You have all been asked the question, “What led you to this path”? Initially I felt the urge to explore my European heritage. But of course, the path becomes much more wider as the journey continues. The thing that brings me back, when I think about it or re-read it, is Neil Gaiman’s novel American Gods.

For those of you who have read the book, I’ll tell you first about the pages that moved me most. It is the story of Mad Sweeney. The Mad Sweeney of the novel ends much like The Madness of Suibhne, the legendary king of Ulster in Ireland. He is found dead, propped up by a dumpster with a bottle of whiskey. The undertakers, however, know the true cause of his end. An old woman has died, an Irish immigrant, who was the last person alive in America who carried his story. “This is a sad wake for Great Sweeney, who flew like a bird across all of Ireland.”

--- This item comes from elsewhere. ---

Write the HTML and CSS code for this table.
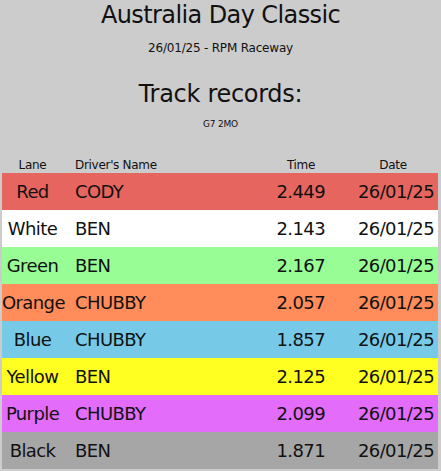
FILE: index.html
```html
<!DOCTYPE html>
<html>
<head>
<meta charset="utf-8">
<link rel="stylesheet" href="styles.css">
</head>
<body>
<header class="head">
  <h1 class="title">Australia Day Classic</h1>
  <p class="sub">26/01/25 - RPM Raceway</p>
  <h2 class="records">Track records:</h2>
  <p class="model">G7 2MO</p>
</header>
<div class="table">
  <div class="row hdr">
    <div class="lane">Lane</div><div class="name">Driver's Name</div><div class="time">Time</div><div class="date">Date</div>
  </div>
  <div class="row red"><div class="lane">Red</div><div class="name">CODY</div><div class="time">2.449</div><div class="date">26/01/25</div></div>
  <div class="row white"><div class="lane">White</div><div class="name">BEN</div><div class="time">2.143</div><div class="date">26/01/25</div></div>
  <div class="row green"><div class="lane">Green</div><div class="name">BEN</div><div class="time">2.167</div><div class="date">26/01/25</div></div>
  <div class="row orange"><div class="lane">Orange</div><div class="name">CHUBBY</div><div class="time">2.057</div><div class="date">26/01/25</div></div>
  <div class="row blue"><div class="lane">Blue</div><div class="name">CHUBBY</div><div class="time">1.857</div><div class="date">26/01/25</div></div>
  <div class="row yellow"><div class="lane">Yellow</div><div class="name">BEN</div><div class="time">2.125</div><div class="date">26/01/25</div></div>
  <div class="row purple"><div class="lane">Purple</div><div class="name">CHUBBY</div><div class="time">2.099</div><div class="date">26/01/25</div></div>
  <div class="row black"><div class="lane">Black</div><div class="name">BEN</div><div class="time">1.871</div><div class="date">26/01/25</div></div>
</div>
</body>
</html>
```
FILE: styles.css
```css
html, body {
  margin: 0;
  padding: 0;
  background: #cccccc;
  font-family: "DejaVu Sans", Verdana, sans-serif;
  color: #111;
}
.head {
  text-align: center;
}
.title {
  margin: 0;
  padding-top: 1px;
  font-size: 24px;
  font-weight: normal;
  line-height: 28px;
  letter-spacing: -0.6px;
}
.sub {
  margin: 12px 0 0;
  font-size: 12px;
  line-height: 14px;
  letter-spacing: -0.2px;
}
.records {
  margin: 25px 0 0;
  font-size: 24px;
  font-weight: normal;
  line-height: 28px;
  letter-spacing: -0.3px;
}
.model {
  margin: 11px 0 0;
  font-size: 9px;
  line-height: 10px;
  letter-spacing: -0.2px;
}
.table {
  margin: 27px 3px 0 2px;
}
.row {
  display: grid;
  grid-template-columns: 61px 1fr 56px 109px;
  align-items: center;
  height: 37px;
  font-size: 18px;
  letter-spacing: -0.6px;
}
.row.hdr {
  height: 17px;
  font-size: 12px;
  letter-spacing: -0.3px;
}
.lane { text-align: center; }
.name { padding-left: 12px; }
.time { text-align: right; padding-right: 4px; }
.date { text-align: right; padding-right: 4px; }
.hdr .time { text-align: center; padding-right: 0; }
.hdr .date { text-align: center; padding: 0 0 0 19px; }
.red { background: #e6665f; }
.white { background: #ffffff; }
.green { background: #98fd94; }
.orange { background: #ff8c5a; }
.blue { background: #76cae8; }
.yellow { background: #ffff22; }
.purple { background: #e36dfa; }
.black { background: #a6a6a6; }
```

I wonder who else has been forgotten? The image or rune, carved on a stone or fragment of unearthed metal. We give you a name, based on local legends or archetypes but is that really you Cernunnos, Arianrhod? How many Gods wander this strange land, dejected images of their former selves, like the stories main character Shadow,  who is collected by the shabby con man Mr. Wednesday from jail. Shadow is a shadow of his former self, he no longer even remembers he was a God.

Gaiman has described American Gods as ” much less about religion and much more about the nature of belief.”  But I feel the loss of the names of Gods was the result of religion, forced upon people with fear, the images of the gods burned buried and eventually forgotten. It’s easier to believe the cold and hunger.

Maybe we can remember, as Shadow does when he recreates Odin’s hanging from the world Tree. Maybe the names can come to us, briefly in whispers, carried by voices of ancestral spirits. Follow the voices and Remember.